Former journalist Ian McArthur's study of Henry Black, a Briton who became a professional rakugo-ka (storyteller) in Meiji Era (1868-1912) Japan, is a reminder that many colorful characters from that turbulent time — especially foreigners — remain little known to contemporary readers.
McArthur's subject certainly led an extraordinary life. Born in the colony of South Australia in 1858, he traveled with his family at age 7 to Japan, where he mastered the language and eventually became involved in politics, education, acting, writing and oral storytelling.
This book apparently sprung out of McArthur's doctoral thesis written for the University of Sydney, and that academic genesis tends to show in his conscientiously referenced explications of Black's background and social milieu, as well as in his highly informative but predominantly analytical appraisal of his subject's craft.

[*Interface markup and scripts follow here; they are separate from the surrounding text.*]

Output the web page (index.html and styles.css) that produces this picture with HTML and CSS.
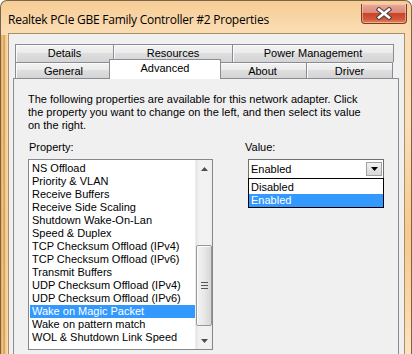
FILE: index.html
```html
<!DOCTYPE html>
<html lang="en">
<head>
  <meta charset="UTF-8">
  <meta name="viewport" content="width=device-width, initial-scale=1.0">
  <title>Realtek PCIe GBE Family Controller #2 Properties</title>
  <link rel="stylesheet" href="styles.css">
</head>
<body>
  <div class="window">
    <!-- Title bar -->
    <div class="titlebar">
      <span class="title">Realtek PCIe GBE Family Controller #2 Properties</span>
      <div class="close-btn" title="Close">
        <svg width="16" height="13" viewBox="0 0 16 13">
          <path d="M3 2.5 L13 10.5 M13 2.5 L3 10.5" stroke="#4a4040" stroke-width="4.6" stroke-linecap="square"/>
          <path d="M3 2.5 L13 10.5 M13 2.5 L3 10.5" stroke="#ffffff" stroke-width="2.6" stroke-linecap="square"/>
        </svg>
      </div>
    </div>

    <div class="client">
      <!-- Tabs -->
      <div class="tabs">
        <div class="tab-row back">
          <div class="tab tab-details">Details</div>
          <div class="tab tab-resources">Resources</div>
          <div class="tab tab-power">Power Management</div>
        </div>
        <div class="tab-row front">
          <div class="tab tab-general">General</div>
          <div class="tab tab-advanced selected">Advanced</div>
          <div class="tab tab-about">About</div>
          <div class="tab tab-driver">Driver</div>
        </div>
      </div>

      <!-- Advanced page -->
      <div class="page">
        <p class="intro">The following properties are available for this network adapter. Click the property you want to change on the left, and then select its value on the right.</p>

        <div class="fields">
          <div class="field field-property">
            <div class="field-label">Property:</div>
            <div class="listbox">
              <ul class="list-items">
                <li>NS Offload</li>
                <li>Priority &amp; VLAN</li>
                <li>Receive Buffers</li>
                <li>Receive Side Scaling</li>
                <li>Shutdown Wake-On-Lan</li>
                <li>Speed &amp; Duplex</li>
                <li>TCP Checksum Offload (IPv4)</li>
                <li>TCP Checksum Offload (IPv6)</li>
                <li>Transmit Buffers</li>
                <li>UDP Checksum Offload (IPv4)</li>
                <li>UDP Checksum Offload (IPv6)</li>
                <li class="selected">Wake on Magic Packet</li>
                <li>Wake on pattern match</li>
                <li>WOL &amp; Shutdown Link Speed</li>
              </ul>
              <div class="scrollbar">
                <div class="scroll-arrow">
                  <svg width="7" height="4" viewBox="0 0 7 4"><path d="M0 4 L3.5 0 L7 4 Z" fill="#4d4d4d"/></svg>
                </div>
                <div class="scroll-track">
                  <div class="scroll-thumb">
                    <svg width="7" height="7" viewBox="0 0 7 7">
                      <path d="M0 0.5 H7 M0 3.5 H7 M0 6.5 H7" stroke="#555" stroke-width="1"/>
                    </svg>
                  </div>
                </div>
                <div class="scroll-arrow">
                  <svg width="7" height="4" viewBox="0 0 7 4"><path d="M0 0 L3.5 4 L7 0 Z" fill="#4d4d4d"/></svg>
                </div>
              </div>
            </div>
          </div>

          <div class="field field-value">
            <div class="field-label">Value:</div>
            <div class="combo">
              <span class="combo-text">Enabled</span>
              <span class="combo-btn">
                <svg width="7" height="4" viewBox="0 0 7 4"><path d="M0 0 L3.5 4 L7 0 Z" fill="#000"/></svg>
              </span>
              <ul class="dropdown">
                <li>Disabled</li>
                <li class="selected">Enabled</li>
              </ul>
            </div>
          </div>
        </div>
      </div>
    </div>
  </div>
</body>
</html>
```

FILE: styles.css
```css
:root {
  --client-bg: #f0f0f0;
  --tab-border: #898c95;
  --list-border: #828790;
  --highlight: #3399ff;
  --text-color: #000000;
}

* {
  box-sizing: border-box;
}

html, body {
  margin: 0;
  padding: 0;
}

body {
  width: 412px;
  height: 354px;
  overflow: hidden;
  font-family: "Liberation Sans", Arial, sans-serif;
  font-size: 11px;
  color: var(--text-color);
  background: #ffffff;
}

/* Window frame */
.window {
  height: 354px;
  padding: 0 6px 0 7px;
  border: 1px solid #76644c;
  border-bottom: none;
  border-radius: 7px 7px 0 0;
  background:
    linear-gradient(90deg, #e9a64c 0, #f6cd8c 2px, #b98a4a 3px, #f3c27c 4px, #fad7a4 6px, transparent 7px) left 34px / 7px 100% no-repeat,
    linear-gradient(180deg, #f6cd95 0, #fbdcb2 30px, #fcdfb8 120px, #f8c98a 230px, #fbd5a2 300px, #fde4c4 354px);
  display: flex;
  flex-direction: column;
}

.titlebar {
  height: 32px;
  flex-shrink: 0;
  display: flex;
  justify-content: space-between;
  align-items: flex-start;
}

.title {
  margin-top: 11px;
  font-family: "Open Sans", "Noto Sans", sans-serif;
  font-size: 12px;
  line-height: 15px;
  letter-spacing: -0.25px;
  color: #000;
}

.close-btn {
  width: 46px;
  height: 20px;
  margin-top: 3px;
  margin-right: -2px;
  border: 1px solid #7d3a2a;
  border-top: none;
  border-radius: 0 0 4px 4px;
  background: linear-gradient(180deg, #e9a99a 0, #dc8a77 45%, #c8442a 50%, #d2583a 80%, #e08a63 100%);
  box-shadow: inset 0 0 0 1px rgba(255, 220, 200, 0.5);
  display: flex;
  align-items: center;
  justify-content: center;
}

/* Client area */
.client {
  flex: 1;
  overflow: hidden;
  background: var(--client-bg);
  border: 1px solid #a98f6c;
  border-bottom: none;
}

.tabs {
  padding: 10px 0 0 6px;
}

.tab-row {
  display: flex;
}

.tab {
  border: 1px solid var(--tab-border);
  border-bottom: none;
  margin-left: -1px;
  background: linear-gradient(180deg, #f3f3f3 0, #ebebeb 45%, #dedede 50%, #d4d4d4 100%);
  box-shadow: inset 1px 1px 0 #fbfbfb;
  text-align: center;
  line-height: 16px;
  white-space: nowrap;
}

.tab:first-child {
  margin-left: 0;
}

.tab-row.back .tab {
  height: 18px;
  line-height: 17px;
}

.tab-row.front .tab {
  height: 16px;
  line-height: 16px;
}

.tab-details { width: 99px; }
.tab-resources { width: 120px; }
.tab-power { width: 162px; }
.tab-general { width: 97px; }
.tab-about { width: 89px; }
.tab-driver { width: 87px; }

.tab-row.front .tab.selected {
  position: relative;
  z-index: 1;
  width: 112px;
  height: 20px;
  margin: -3px -2px -1px -3px;
  background: #ffffff;
  box-shadow: none;
  line-height: 17px;
}

.page {
  margin: 0 5px 0 4px;
  height: 300px;
  border: 1px solid var(--tab-border);
  background: var(--client-bg);
  padding: 14px 14px 0 14px;
}

.intro {
  margin: 0;
  width: 335px;
  line-height: 13px;
}

.fields {
  display: flex;
  margin-top: 9px;
}

.field-label {
  line-height: 13px;
  margin-bottom: 5px;
  padding-left: 1px;
}

.field-property {
  width: 216px;
}

/* Property list */
.listbox {
  width: 185px;
  height: 191px;
  border: 1px solid var(--list-border);
  background: #ffffff;
  display: flex;
}

.list-items {
  flex: 1;
  margin: 0;
  padding: 2px 0 0 1px;
  list-style: none;
}

.list-items li {
  height: 13px;
  line-height: 13px;
  padding-left: 2px;
  white-space: nowrap;
}

.list-items li.selected,
.dropdown li.selected {
  background: var(--highlight);
  color: #ffffff;
}

.scrollbar {
  width: 17px;
  display: flex;
  flex-direction: column;
  background: linear-gradient(90deg, #e3e3e3 0, #f2f2f2 3px, #f2f2f2 13px, #e8e8e8 17px);
  border-left: 1px solid #eeeeee;
}

.scroll-arrow {
  height: 17px;
  display: flex;
  align-items: center;
  justify-content: center;
}

.scroll-track {
  flex: 1;
  padding-top: 68px;
}

.scroll-thumb {
  height: 81px;
  border: 1px solid #979797;
  border-radius: 2px;
  background: linear-gradient(90deg, #f3f3f3 0, #e8e8e8 50%, #d6d6d6 100%);
  box-shadow: inset 1px 1px 0 #fdfdfd;
  display: flex;
  align-items: center;
  justify-content: center;
}

/* Value combo */
.field-value {
  flex: 1;
}

.combo {
  position: relative;
  width: 136px;
  height: 20px;
  margin: 1px 0 0 4px;
  border: 1px solid #707070;
  background: #ffffff;
  display: flex;
  align-items: center;
  justify-content: space-between;
  padding: 0 1px 0 2px;
}

.combo-text {
  line-height: 13px;
}

.combo-btn {
  width: 16px;
  height: 14px;
  border: 1px solid #a0a0a0;
  background: linear-gradient(180deg, #f2f2f2 0, #e4e4e4 50%, #d8d8d8 100%);
  display: flex;
  align-items: center;
  justify-content: center;
}

.dropdown {
  position: absolute;
  top: 18px;
  left: -1px;
  width: 136px;
  height: 30px;
  margin: 0;
  padding: 2px 0 0;
  list-style: none;
  border: 1px solid #000000;
  background: #ffffff;
}

.dropdown li {
  height: 13px;
  line-height: 13px;
  padding-left: 2px;
}
```
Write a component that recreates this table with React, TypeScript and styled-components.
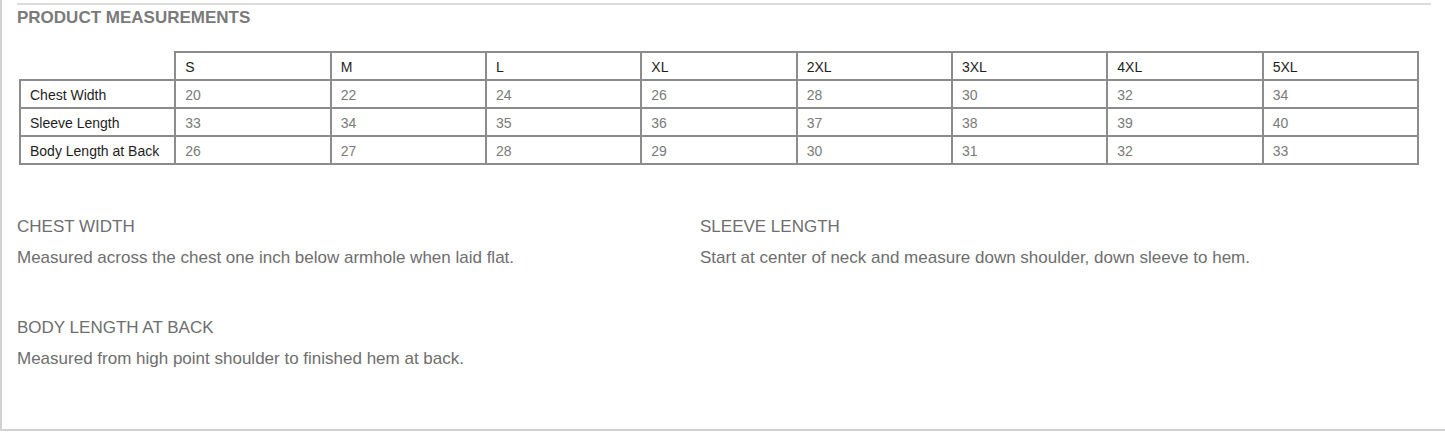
import styled, { createGlobalStyle } from "styled-components";

const GlobalStyle = createGlobalStyle`
  html, body {
    margin: 0;
    padding: 0;
    background: #ffffff;
    font-family: "Liberation Sans", Arial, Helvetica, sans-serif;
  }
`;

const SIZES = ["S", "M", "L", "XL", "2XL", "3XL", "4XL", "5XL"];

const ROWS = [
  { label: "Chest Width", values: [20, 22, 24, 26, 28, 30, 32, 34] },
  { label: "Sleeve Length", values: [33, 34, 35, 36, 37, 38, 39, 40] },
  { label: "Body Length at Back", values: [26, 27, 28, 29, 30, 31, 32, 33] },
];

const NOTES = [
  {
    title: "CHEST WIDTH",
    text: "Measured across the chest one inch below armhole when laid flat.",
  },
  {
    title: "SLEEVE LENGTH",
    text: "Start at center of neck and measure down shoulder, down sleeve to hem.",
  },
  {
    title: "BODY LENGTH AT BACK",
    text: "Measured from high point shoulder to finished hem at back.",
  },
];

export default function App() {
  return (
    <>
      <GlobalStyle />
      <S.Page>
        <S.Rule />
        <S.Title>PRODUCT MEASUREMENTS</S.Title>
        <S.Table>
          <thead>
            <tr>
              <S.Corner />
              {SIZES.map((size) => (
                <S.Cell key={size} $strong>
                  {size}
                </S.Cell>
              ))}
            </tr>
          </thead>
          <tbody>
            {ROWS.map((row) => (
              <tr key={row.label}>
                <S.Cell $strong>{row.label}</S.Cell>
                {row.values.map((value, i) => (
                  <S.Cell key={i}>{value}</S.Cell>
                ))}
              </tr>
            ))}
          </tbody>
        </S.Table>
        <S.Notes>
          {NOTES.map((note) => (
            <S.Note key={note.title}>
              <S.NoteTitle>{note.title}</S.NoteTitle>
              <S.NoteText>{note.text}</S.NoteText>
            </S.Note>
          ))}
        </S.Notes>
      </S.Page>
    </>
  );
}

const S = {
  Page: styled.div`
    box-sizing: border-box;
    height: 431px;
    padding: 3px 14px 0 15px;
    border-left: 2px solid #d2d2d2;
    border-bottom: 2px solid #d2d2d2;
  `,

  Rule: styled.div`
    border-top: 2px solid #dcdcdc;
  `,

  Title: styled.div`
    margin-top: 3px;
    font-size: 17px;
    line-height: 20px;
    font-weight: 700;
    color: #7a7a7a;
  `,

  Table: styled.table`
    margin: 23px 0 0 2px;
    width: 1400px;
    table-layout: fixed;
    border-collapse: collapse;
  `,

  Corner: styled.td`
    border: none;
  `,

  Cell: styled.td<{ $strong?: boolean }>`
    box-sizing: border-box;
    height: 28px;
    padding: 2px 0 0 9px;
    border: 2px solid #8c8c8c;
    font-size: 14px;
    line-height: 16px;
    color: ${({ $strong }) => ($strong ? "#1e1e1e" : "#7a7a7a")};
    text-align: left;
    white-space: nowrap;
  `,

  Notes: styled.div`
    display: grid;
    grid-template-columns: 683px 1fr;
    row-gap: 50px;
    margin-top: 52px;
  `,

  Note: styled.div`
    display: flex;
    flex-direction: column;
    gap: 11px;
  `,

  NoteTitle: styled.div`
    font-size: 17px;
    line-height: 20px;
    color: #6e6e6e;
  `,

  NoteText: styled.div`
    font-size: 17px;
    line-height: 20px;
    color: #6e6e6e;
  `,
};
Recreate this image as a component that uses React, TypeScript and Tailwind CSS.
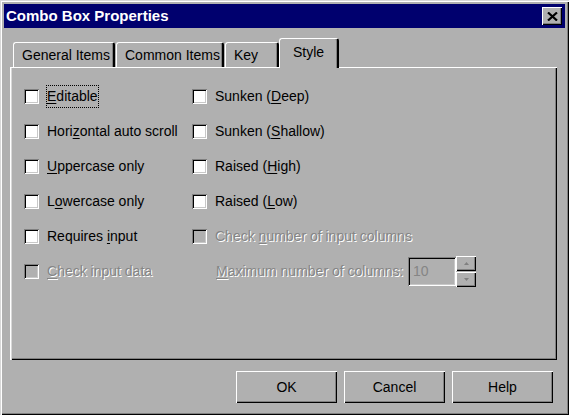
import React from "react";

const raised =
  "shadow-[inset_1px_1px_0_#fff,inset_-1px_-1px_0_#000,inset_-2px_-2px_0_#808080]";
const sunken =
  "shadow-[inset_1px_1px_0_#808080,inset_-1px_-1px_0_#fff,inset_2px_2px_0_#000,inset_-2px_-2px_0_#c8c8c8]";

function U({ children }: { children: React.ReactNode }) {
  return <span className="underline decoration-1 underline-offset-[2px]">{children}</span>;
}

function Box({ disabled }: { disabled?: boolean }) {
  return (
    <div
      className={
        disabled
          ? "w-[15px] h-[15px] shrink-0 bg-[#b0b0b0] " + sunken
          : "w-[15px] h-[15px] shrink-0 bg-white " + sunken
      }
    />
  );
}

function Check({
  label,
  disabled,
  focus,
}: {
  label: React.ReactNode;
  disabled?: boolean;
  focus?: boolean;
}) {
  return (
    <div className="flex items-center h-[35px]">
      <Box disabled={disabled} />
      <span
        className={
          (focus
            ? "border border-dotted border-black "
            : "border border-transparent ") +
          (disabled
            ? "ml-[7px] px-0 py-[2px] leading-[17px] text-[#858585] [text-shadow:1px_1px_0_#fff]"
            : "ml-[7px] px-0 py-[2px] leading-[17px] text-black")
        }
      >
        {label}
      </span>
    </div>
  );
}

function Tab({
  label,
  w,
  selected,
}: {
  label: string;
  w: string;
  selected?: boolean;
}) {
  if (selected) {
    return (
      <div
        className={
          "relative z-10 -mb-[1px] h-[30px] flex items-start justify-center pt-[5px] bg-[#b0b0b0] rounded-t-[3px] border-t border-l border-white border-r-2 border-r-black shadow-[inset_-1px_0_0_#808080] " +
          w
        }
      >
        <span className="leading-[17px]">{label}</span>
      </div>
    );
  }
  return (
    <div
      className={
        "h-[25px] flex items-start pl-[8px] pt-[4px] bg-[#b0b0b0] rounded-t-[3px] border-t border-l border-white border-r-2 border-r-black shadow-[inset_-1px_0_0_#808080] " +
        w
      }
    >
      <span className="leading-[17px]">{label}</span>
    </div>
  );
}

function Button({ label }: { label: string }) {
  return (
    <div
      className={
        "w-[101px] h-[32px] flex items-center justify-center bg-[#b0b0b0] " + raised
      }
    >
      <span className="leading-[17px]">{label}</span>
    </div>
  );
}

export default function App() {
  return (
    <div
      className={
        "w-[569px] h-[415px] bg-[#b0b0b0] p-[4px] flex flex-col text-[14px] text-black font-['Liberation_Sans',Arial,sans-serif] shadow-[inset_1px_1px_0_#d8d8d8,inset_2px_2px_0_#fff,inset_-1px_-1px_0_#000,inset_-2px_-2px_0_#808080]"
      }
    >
      {/* Title bar */}
      <div className="h-[24px] bg-[#00006e] flex items-center justify-between pl-[2px] pr-[3px]">
        <span className="text-white font-bold text-[15px] leading-[18px]">
          Combo Box Properties
        </span>
        <div
          className={
            "w-[20px] h-[18px] bg-[#b0b0b0] flex items-center justify-center " + raised
          }
        >
          <svg width="11" height="9" viewBox="0 0 11 9">
            <path d="M1 0.5 L10 8.5 M10 0.5 L1 8.5" stroke="#000" strokeWidth="2.2" />
          </svg>
        </div>
      </div>

      {/* Tabs */}
      <div className="mt-[11px] h-[28px] flex items-end pl-[3px] ml-[6px]">
        <Tab label="General Items" w="w-[102px]" />
        <div className="w-[1px]" />
        <Tab label="Common Items" w="w-[108px]" />
        <div className="w-[1px]" />
        <Tab label="Key" w="w-[54px]" />
        <Tab label="Style" w="w-[60px]" selected />
      </div>

      {/* Panel */}
      <div
        className={
          "ml-[6px] mr-[8px] h-[293px] bg-[#b0b0b0] pl-[14px] pt-[12px] flex shadow-[inset_1px_1px_0_#fff,inset_2px_0_0_#d8d8d8,inset_-1px_-1px_0_#000,inset_-2px_-2px_0_#808080]"
        }
      >
        <div className="w-[168px] flex flex-col">
          <Check label={<><U>E</U>ditable</>} focus />
          <Check label={<>Hori<U>z</U>ontal auto scroll</>} />
          <Check label={<><U>U</U>ppercase only</>} />
          <Check label={<>L<U>o</U>wercase only</>} />
          <Check label={<>Requires <U>i</U>nput</>} />
          <Check label={<><U>C</U>heck input data</>} disabled />
        </div>
        <div className="flex flex-col">
          <Check label={<>Sunken (<U>D</U>eep)</>} />
          <Check label={<>Sunken (<U>S</U>hallow)</>} />
          <Check label={<>Raised (<U>H</U>igh)</>} />
          <Check label={<>Raised (<U>L</U>ow)</>} />
          <Check label={<>Check <U>n</U>umber of input columns</>} disabled />
          <div className="flex items-center h-[35px] pl-[24px]">
            <span className="w-[192px] leading-[17px] text-[#858585] [text-shadow:1px_1px_0_#fff]">
              <U>M</U>aximum number of columns:
            </span>
            <div
              className={
                "w-[48px] h-[29px] bg-[#b0b0b0] flex items-center pl-[5px] text-[#858585] " +
                sunken
              }
            >
              <span className="leading-[17px]">10</span>
            </div>
            <div className="w-[20px] h-[31px] flex flex-col justify-between">
              <div
                className={
                  "h-[15px] bg-[#b0b0b0] flex items-center justify-center " + raised
                }
              >
                <svg width="5" height="3" viewBox="0 0 5 3">
                  <path d="M2.5 0 L5 3 L0 3 Z" fill="#808080" />
                </svg>
              </div>
              <div
                className={
                  "h-[15px] bg-[#b0b0b0] flex items-center justify-center " + raised
                }
              >
                <svg width="5" height="3" viewBox="0 0 5 3">
                  <path d="M0 0 L5 0 L2.5 3 Z" fill="#808080" />
                </svg>
              </div>
            </div>
          </div>
        </div>
      </div>

      {/* Buttons */}
      <div className="mt-[11px] flex justify-end gap-[7px] mr-[12px]">
        <Button label="OK" />
        <Button label="Cancel" />
        <Button label="Help" />
      </div>
    </div>
  );
}
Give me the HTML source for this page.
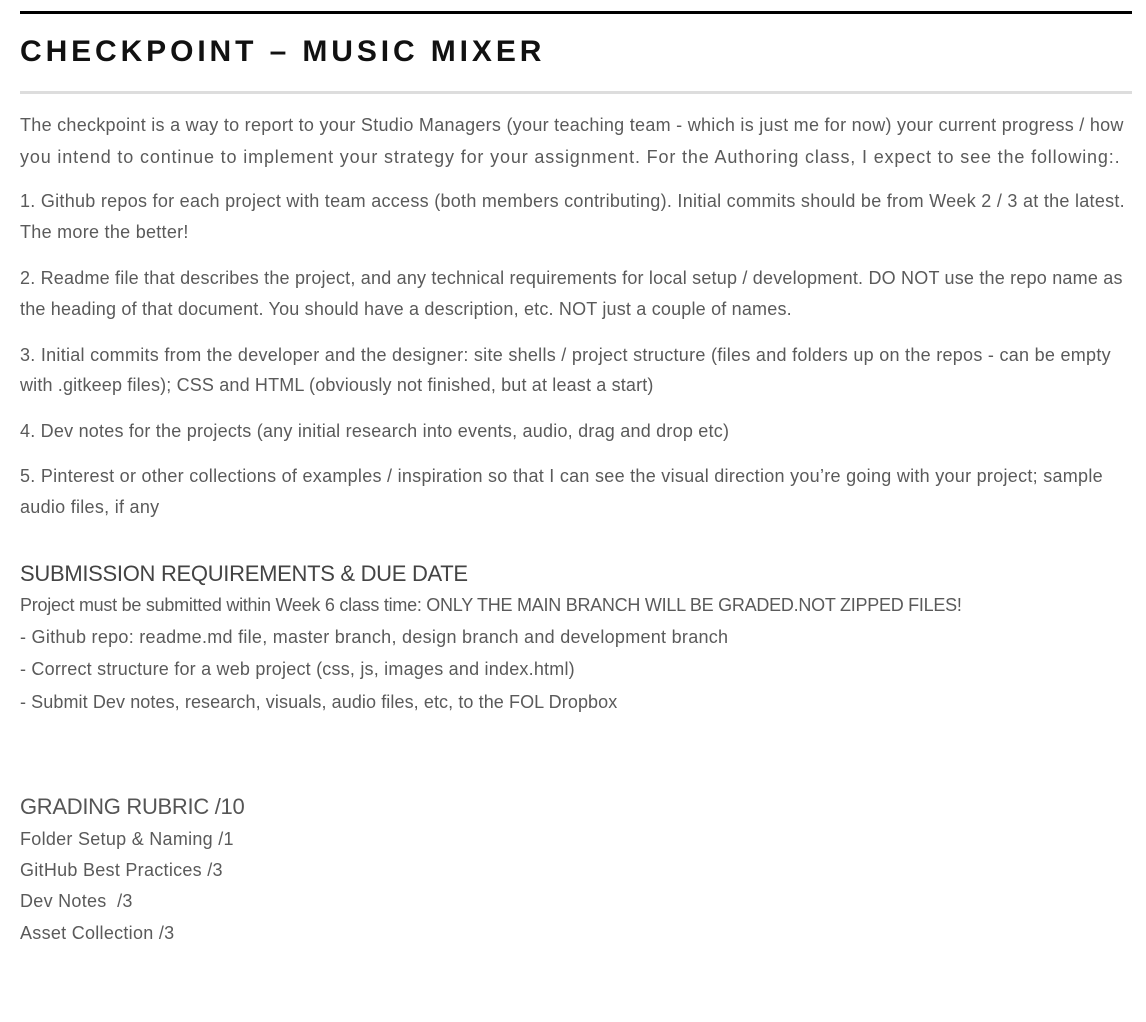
<!DOCTYPE html>
<html><head><meta charset="utf-8"><style>
html,body{margin:0;padding:0;background:#fff;width:1146px;height:1022px;overflow:hidden;position:relative}
.l{position:absolute;left:20px;white-space:nowrap;font-family:"Liberation Sans",sans-serif;font-size:18px;line-height:20px;color:#5a5a5a;letter-spacing:0.28px}
.h{position:absolute;left:20px;white-space:nowrap;font-family:"Liberation Sans",sans-serif;font-size:22px;line-height:26px;color:#444;letter-spacing:-0.3px}
.t{position:absolute;left:20px;top:34px;font-family:"Liberation Sans",sans-serif;font-weight:bold;font-size:30px;line-height:36px;letter-spacing:3.9px;color:#111}
</style></head><body>
<div style="position:absolute;left:20px;top:11px;width:1112px;height:3px;background:#000"></div>
<div class="t">CHECKPOINT – MUSIC MIXER</div>
<div style="position:absolute;left:20px;top:91px;width:1112px;height:3px;background:#ddd"></div>
<div class="l" style="top:115px">The checkpoint is a way to report to your Studio Managers (your teaching team - which is just me for now) your current progress / how</div>
<div class="l" style="top:147px;letter-spacing:0.85px">you intend to continue to implement your strategy for your assignment. For the Authoring class, I expect to see the following:.</div>
<div class="l" style="top:191px">1. Github repos for each project with team access (both members contributing). Initial commits should be from Week 2 / 3 at the latest.</div>
<div class="l" style="top:222px">The more the better!</div>
<div class="l" style="top:268px;letter-spacing:0.2px">2. Readme file that describes the project, and any technical requirements for local setup / development. DO NOT use the repo name as</div>
<div class="l" style="top:299px;letter-spacing:0.19px">the heading of that document. You should have a description, etc. NOT just a couple of names.</div>
<div class="l" style="top:345px">3. Initial commits from the developer and the designer: site shells / project structure (files and folders up on the repos - can be empty</div>
<div class="l" style="top:375px;letter-spacing:0.16px">with .gitkeep files); CSS and HTML (obviously not finished, but at least a start)</div>
<div class="l" style="top:421px;letter-spacing:0.22px">4. Dev notes for the projects (any initial research into events, audio, drag and drop etc)</div>
<div class="l" style="top:466px">5. Pinterest or other collections of examples / inspiration so that I can see the visual direction you’re going with your project; sample</div>
<div class="l" style="top:497px">audio files, if any</div>
<div class="h" style="top:561px">SUBMISSION REQUIREMENTS &amp; DUE DATE</div>
<div class="l" style="top:595px;letter-spacing:-0.26px">Project must be submitted within Week 6 class time: ONLY THE MAIN BRANCH WILL BE GRADED.NOT ZIPPED FILES!</div>
<div class="l" style="top:627px">- Github repo: readme.md file, master branch, design branch and development branch</div>
<div class="l" style="top:659px;letter-spacing:0.21px">- Correct structure for a web project (css, js, images and index.html)</div>
<div class="l" style="top:692px;letter-spacing:0.09px">- Submit Dev notes, research, visuals, audio files, etc, to the FOL Dropbox</div>
<div class="h" style="top:794px;color:#555">GRADING RUBRIC /10</div>
<div class="l" style="top:829px">Folder Setup &amp; Naming /1</div>
<div class="l" style="top:860px">GitHub Best Practices /3</div>
<div class="l" style="top:891px">Dev Notes&nbsp; /3</div>
<div class="l" style="top:923px">Asset Collection /3</div>
</body></html>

According to McArthur, it was around the early 1890s that Black carved for himself a niche as a teller of sensational stories set in distant Europe. Black's fictional detectives, jilted lovers, heiresses and other assorted characters thus inhabited "a world of fast trains, international travel, great metropolises which served as transport hubs, a legal code that guaranteed equality for all and amazing scientific discoveries." All of which allowed his aspirational Japanese audience to "vicariously experience modern Europe as a precursor of their own future."
Henry Black's life is colorful enough to inspire a rollicking work of historical fiction, and maybe it will someday — with thanks, no doubt, to this detailed survey, the first in English of an extraordinary life.